Pertama-tama ia dimasukkan tahanan Budi Utomo, lalu dipindahkan ke Guntur, selanjutnya berpindah ke penjara Salemba, Jl. Percetakan Negara. Lalu dipindah lagi ke tahanan Cipinang, dan terakhir dipindahkan ke tahanan Nirbaya, tahanan untuk politisi di kawasan Pondok Gede Jakarta Timur. Tahun 1972 ia jatuh sakit dan terpaksa dirawat di RSPAD Gatot Subroto selama kurang lebih dua tahun. 

Peralihan kekuasaan dari Soekarno ke Soeharto membuat hidup Teuku Markam menjadi sulit dan prihatin. Ia baru bebas tahun 1974. Ini pun, kabarnya, berkat jasa-jasa baik dari sejumlah teman setianya. 

Teuku Markam dilepaskan begitu saja tanpa ada kompensasi apapun dari pemerintahan Orba. "Memang betul, saat itu Teuku Markam tidak akan menuntut hak-haknya. Tapi waktu itu ia kan tertindas dan teraniaya," kata Teuku Syauki Markam, salah seorang putra Teuku Markam. 

Soeharto selaku Ketua Presidium Kabinet Ampera, pada 14 Agustus 1966 mengambil alih aset Teuku Markam berupa perkantoran, tanah dan lain-lain yang kemudian dikelola PT. PP Berdikari yang didirikan Suhardiman untuk dan atas nama pemerintahan RI. 
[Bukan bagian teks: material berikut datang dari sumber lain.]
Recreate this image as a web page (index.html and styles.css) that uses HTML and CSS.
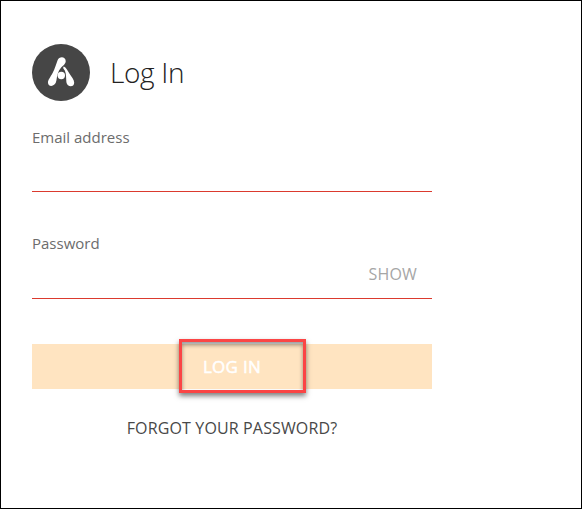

Suhardiman, Bustanil Arifin, Amran Zamzami (dua orang terakhir ini adalah tokoh Aceh di Jakarta) termasuk teman-teman Markam. Namun tidak banyak menolong mengembalikan asset PT Karkam. Justru mereka ikut mengelola aset-aset tersebut di bawah bendera PT PP Berdikari. 

Suhardiman adalah orang pertama yang memimpin perusahaan tersebut. Dijajaran direktur tertera Sukotriwarno, Edhy Tjahaja, dan Amran Zamzami. Selanjutnya PP Berdikari dipimpin Letjen Achmad Tirtosudiro, Drs Ahman Nurhani, dan Bustanil Arifin SH. 

Pada tahun 1974, Soeharto mengeluarkan Keppres N0 31 Tahun 1974 yang isinya antara lain penegasan status harta kekayaan eks PT Karkam/PT Aslam/PT Sinar Pagi yang diambil alih pemerintahan RI tahun 1966 berstatus "pinjaman" yang nilainya Rp 411.314.924,29 sebagai penyertaan modal negara di PT. PP Berdikari. Kepres itu terbit persis pada tahun dibebaskannya Teuku Markam dari tahanan.